Board Chairman Leonard C. Yaseen of the Fantus Co., the world's largest location consultants, said that 14 more corporations with 11,500 employees are also studying whether to take their head offices out of Manhattan. As for their reasons, Yaseen called the labor market "unfavorable," labor leaders "unsympathetic," and "complaints regarding clerical workers universal." On top of that, said Yaseen, businessmen grumble about "commuting, the rising crime rate, swollen welfare rolls and the subway strike. New York is not a happy place to be."

Olin Mathieson and Pepsico blamed their departures primarily on an inability to find enough midtown space for their staffs.

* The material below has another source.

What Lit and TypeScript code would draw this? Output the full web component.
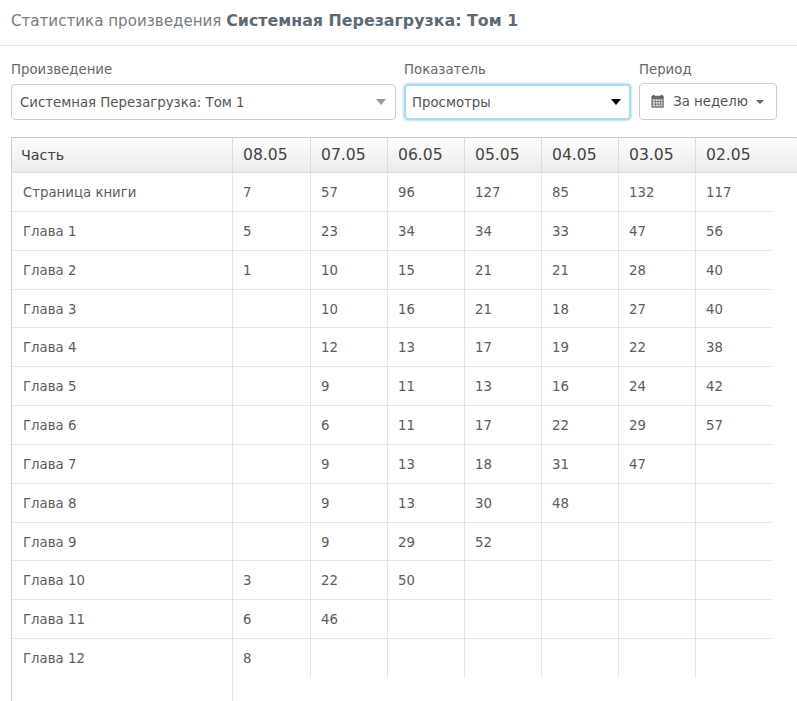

Vacant office space is so scarce in Manhattan today that other companies have grabbed eagerly at the forsaken quarters. Most of the demand comes from expanding businesses already on the scene, notably the headquarters of 26% of the nation's 500 largest corporations. In fact, Mayor Lindsay insisted that the city, with some 8,000,000 sq. ft. of office space due to be completed this year, is still amidst "a boom in corporate growth."